Leeds City Council has repeated that there is enough accommodation for all rough sleepers to take up – but people cannot be forced to use it.
Debra Coupar, the authority’s executive member for communities, said that people would remain on the streets until addiction, mental health and social care needs had to be tackled “comprehensively”.
Coun Coupar said: “We know there is enough accommodation for rough sleepers in Leeds, with tailored recovery packages to support people to rebuild meaningful lives away from the streets.
“Of course, we can’t force people to take up this support. And until we can comprehensively and collaboratively tackle issues such as addiction, mental health and social care needs, which often accompany rough sleeping and street begging, then people will sadly still be sleeping on the streets.
“This challenge for Leeds is a challenge throughout the country. Our new strategy provides Leeds with evidence and focus to meet the challenge and make more progress.”
Meanwhile, the council report on the draft Homelessness and Rough Sleeping Strategy 2018-2022 outlines how Leeds spent £2m on supported accommodation for homeless people in 2017/18.
Its temporary accommodation placement levels for March 2018 - 32 people - were significantly less than in other ‘Core Cities’ such as Manchester and Birmingham, which had 1,483 and 2,058.
“It is likely that, were Leeds to have temporary accommodation numbers comparable to the highest Core City numbers, then costs would be well in excess of £20m per year.”
This has allowed it to invest in homeless prevention services, the report said.
Another noteworthy policy included in the strategy was the offer of discounted gym memberships for former rough sleepers to ensure they keep in good shape following their rehousing process.
The council will also pay for gym gear for people who take up the offer.
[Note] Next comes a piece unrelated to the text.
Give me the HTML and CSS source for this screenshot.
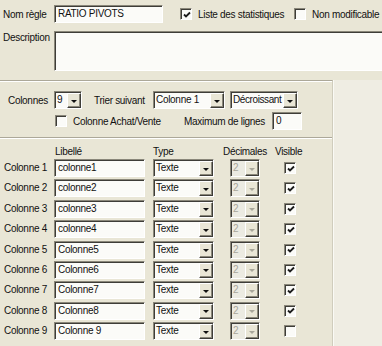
FILE: index.html
```html
<!DOCTYPE html>
<html lang="fr">
<head>
    <meta charset="UTF-8">
    <title>Règle - Ratio pivots</title>
    <link rel="stylesheet" href="styles.css">
</head>
<body>
    <div class="dlg">
        <div class="top">
            <div class="line l-nom">
                <span class="lbl w-lead">Nom règle</span>
                <div class="field f-nom">RATIO PIVOTS</div>
                <span class="chk c-liste"><svg viewBox="0 0 8 8"><path d="M1 3.5 L3 5.5 L7 1.5"/></svg></span>
                <span class="lbl w-liste">Liste des statistiques</span>
                <span class="chk"></span>
                <span class="lbl w-nonmod">Non modificable</span>
            </div>
            <div class="line l-desc">
                <span class="lbl w-lead">Description</span>
                <div class="field f-desc"></div>
            </div>
        </div>

        <div class="body">
            <div class="panel">
                <div class="line l-cols">
                    <span class="lbl w-cols">Colonnes</span>
                    <div class="field combo cb-nb"><span class="txt">9</span><span class="btn"><i></i></span></div>
                    <span class="lbl w-trier">Trier suivant</span>
                    <div class="field combo cb-tri"><span class="txt">Colonne 1</span><span class="btn"><i></i></span></div>
                    <div class="field combo cb-ordre"><span class="txt">Décroissant</span><span class="btn"><i></i></span></div>
                </div>
                <div class="line l-ach">
                    <span class="chk"></span>
                    <span class="lbl w-ach">Colonne Achat/Vente</span>
                    <span class="lbl w-max">Maximum de lignes</span>
                    <div class="field f-max">0</div>
                </div>

                <div class="cols head">
                    <span class="g-lib">Libellé</span>
                    <span class="g-type">Type</span>
                    <span class="g-dec">Décimales</span>
                    <span class="g-vis">Visible</span>
                </div>

                <div class="rows">
                    <div class="cols row">
                        <span class="lbl">Colonne 1</span>
                        <div class="field g-lib">colonne1</div>
                        <div class="field combo g-type"><span class="txt">Texte</span><span class="btn"><i></i></span></div>
                        <div class="field combo off g-dec"><span class="txt">2</span><span class="btn"><i></i></span></div>
                        <span class="chk g-vis"><svg viewBox="0 0 8 8"><path d="M1 3.5 L3 5.5 L7 1.5"/></svg></span>
                    </div>
                    <div class="cols row">
                        <span class="lbl">Colonne 2</span>
                        <div class="field g-lib">colonne2</div>
                        <div class="field combo g-type"><span class="txt">Texte</span><span class="btn"><i></i></span></div>
                        <div class="field combo off g-dec"><span class="txt">2</span><span class="btn"><i></i></span></div>
                        <span class="chk g-vis"><svg viewBox="0 0 8 8"><path d="M1 3.5 L3 5.5 L7 1.5"/></svg></span>
                    </div>
                    <div class="cols row">
                        <span class="lbl">Colonne 3</span>
                        <div class="field g-lib">colonne3</div>
                        <div class="field combo g-type"><span class="txt">Texte</span><span class="btn"><i></i></span></div>
                        <div class="field combo off g-dec"><span class="txt">2</span><span class="btn"><i></i></span></div>
                        <span class="chk g-vis"><svg viewBox="0 0 8 8"><path d="M1 3.5 L3 5.5 L7 1.5"/></svg></span>
                    </div>
                    <div class="cols row">
                        <span class="lbl">Colonne 4</span>
                        <div class="field g-lib">colonne4</div>
                        <div class="field combo g-type"><span class="txt">Texte</span><span class="btn"><i></i></span></div>
                        <div class="field combo off g-dec"><span class="txt">2</span><span class="btn"><i></i></span></div>
                        <span class="chk g-vis"><svg viewBox="0 0 8 8"><path d="M1 3.5 L3 5.5 L7 1.5"/></svg></span>
                    </div>
                    <div class="cols row">
                        <span class="lbl">Colonne 5</span>
                        <div class="field g-lib">Colonne5</div>
                        <div class="field combo g-type"><span class="txt">Texte</span><span class="btn"><i></i></span></div>
                        <div class="field combo off g-dec"><span class="txt">2</span><span class="btn"><i></i></span></div>
                        <span class="chk g-vis"><svg viewBox="0 0 8 8"><path d="M1 3.5 L3 5.5 L7 1.5"/></svg></span>
                    </div>
                    <div class="cols row">
                        <span class="lbl">Colonne 6</span>
                        <div class="field g-lib">Colonne6</div>
                        <div class="field combo g-type"><span class="txt">Texte</span><span class="btn"><i></i></span></div>
                        <div class="field combo off g-dec"><span class="txt">2</span><span class="btn"><i></i></span></div>
                        <span class="chk g-vis"><svg viewBox="0 0 8 8"><path d="M1 3.5 L3 5.5 L7 1.5"/></svg></span>
                    </div>
                    <div class="cols row">
                        <span class="lbl">Colonne 7</span>
                        <div class="field g-lib">Colonne7</div>
                        <div class="field combo g-type"><span class="txt">Texte</span><span class="btn"><i></i></span></div>
                        <div class="field combo off g-dec"><span class="txt">2</span><span class="btn"><i></i></span></div>
                        <span class="chk g-vis"><svg viewBox="0 0 8 8"><path d="M1 3.5 L3 5.5 L7 1.5"/></svg></span>
                    </div>
                    <div class="cols row">
                        <span class="lbl">Colonne 8</span>
                        <div class="field g-lib">Colonne8</div>
                        <div class="field combo g-type"><span class="txt">Texte</span><span class="btn"><i></i></span></div>
                        <div class="field combo off g-dec"><span class="txt">2</span><span class="btn"><i></i></span></div>
                        <span class="chk g-vis"><svg viewBox="0 0 8 8"><path d="M1 3.5 L3 5.5 L7 1.5"/></svg></span>
                    </div>
                    <div class="cols row">
                        <span class="lbl">Colonne 9</span>
                        <div class="field g-lib">Colonne 9</div>
                        <div class="field combo g-type"><span class="txt">Texte</span><span class="btn"><i></i></span></div>
                        <div class="field combo off g-dec"><span class="txt">2</span><span class="btn"><i></i></span></div>
                        <span class="chk g-vis"></span>
                    </div>
                </div>
            </div>
            <div class="side"></div>
        </div>
    </div>
</body>
</html>
```

FILE: styles.css
```css
body {
    margin: 0;
    background: #e9e6d6;
    font-family: "Liberation Sans", Arial, sans-serif;
    font-size: 10px;
    letter-spacing: -0.3px;
    color: #111;
}

.dlg {
    width: 382px;
    height: 346px;
    overflow: hidden;
}

.line {
    display: flex;
    align-items: center;
}

.lbl {
    white-space: nowrap;
    flex: none;
}

/* sunken 3D field */
.field {
    box-sizing: border-box;
    height: 18px;
    background: #fbfbf8;
    border: 1px solid;
    border-color: #8a877a #fff #fff #8a877a;
    box-shadow: inset 1px 1px #3e3d38;
    padding: 0 0 0 3px;
    line-height: 16px;
    white-space: nowrap;
    overflow: hidden;
    flex: none;
}

.chk {
    box-sizing: border-box;
    width: 12px;
    height: 12px;
    background: #fbfbf8;
    border: 1px solid;
    border-color: #8a877a #fff #fff #8a877a;
    box-shadow: inset 1px 1px #3e3d38;
    flex: none;
    display: flex;
    align-items: center;
    justify-content: center;
}

.chk svg {
    width: 8px;
    height: 8px;
    margin: 1px 0 0 1px;
}

.chk path {
    fill: none;
    stroke: #1c1c1c;
    stroke-width: 1.8;
}

/* combo box */
.combo {
    display: flex;
    padding: 0;
}

.combo .txt {
    flex: 1;
    padding-left: 2px;
    overflow: hidden;
}

.combo .btn {
    box-sizing: border-box;
    width: 14px;
    flex: none;
    margin-top: 1px;
    background: #e9e6d6;
    border: 1px solid;
    border-color: #fff #3e3d38 #3e3d38 #fff;
    box-shadow: inset -1px -1px #8a877a;
    display: flex;
    align-items: center;
    justify-content: center;
}

.combo .btn i {
    width: 0;
    height: 0;
    border-left: 3px solid transparent;
    border-right: 3px solid transparent;
    border-top: 3px solid #111;
    margin-top: 1px;
}

.combo.off {
    background: #ecebe2;
    color: #a8a69a;
}

.combo.off .btn i {
    border-top-color: #a8a69a;
}

/* top part */
.top {
    padding-top: 5px;
}

.w-lead {
    width: 51px;
    padding-left: 3px;
}

.f-nom {
    width: 109px;
}

.c-liste {
    margin-left: 17px;
}

.w-liste {
    width: 96px;
    margin-left: 6px;
}

.w-nonmod {
    margin-left: 6px;
}

.l-desc {
    align-items: flex-start;
    margin-top: 8px;
}

.l-desc .lbl {
    line-height: 14px;
}

.f-desc {
    width: 340px;
    height: 40px;
}

/* lower part */
.body {
    display: flex;
    margin-top: 9px;
    height: 266px;
}

.panel {
    width: 332px;
    border-top: 1px solid #aca899;
    box-shadow: inset 0 1px #fff;
    border-right: 1px solid #d0cdbd;
}

.side {
    flex: 1;
    background: #efede3;
    border-left: 1px solid #fafaf5;
}

.l-cols {
    margin-top: 10px;
}

.w-cols {
    width: 46px;
    padding-left: 8px;
}

.cb-nb {
    width: 28px;
}

.w-trier {
    width: 59px;
    margin-left: 12px;
}

.cb-tri {
    width: 72px;
}

.cb-ordre {
    width: 68px;
    margin-left: 5px;
    letter-spacing: -0.4px;
}

.l-ach {
    margin-top: 3px;
    padding-left: 55px;
    padding-bottom: 7px;
    border-bottom: 1px solid #aca899;
    box-shadow: 0 1px #fff;
}

.w-ach {
    width: 111px;
    margin-left: 6px;
}

.w-max {
    width: 88px;
}

.f-max {
    width: 30px;
}

/* columns table */
.cols {
    display: grid;
    grid-template-columns: 54px 91px 8px 61px 16px 30px 24px 12px;
}

.g-lib {
    grid-column: 2;
}

.g-type {
    grid-column: 4;
}

.g-dec {
    grid-column: 6;
}

.g-vis {
    grid-column: 8;
}

.head {
    height: 19px;
    padding-bottom: 2px;
    align-items: end;
    white-space: nowrap;
}

.head .g-lib {
    padding-left: 1px;
}

.head .g-dec {
    margin-left: -7px;
}

.head .g-vis {
    margin-left: -9px;
}

.rows {
    display: grid;
    grid-auto-rows: 20.4px;
}

.row {
    align-items: start;
}

.row .lbl {
    padding-left: 4px;
    line-height: 18px;
}

.row .chk {
    margin-top: 3px;
}
```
Preparations to sign off the strategy come after a camp of more than 20 tents in a Leeds city centre car park were taken down following council work to find housing for those who had pitched up.
According to organiser David Hedley, 22 people had moved into accommodation and were getting on-going support.
Speaking to the YEP when the camp was put up, Mr Hedley insisted it was humanitarian - not a protest.
Cold weather protocol, opening up more beds for rough sleepers in sub-zero temperatures, was activated on January 27 and deactivated on February 5.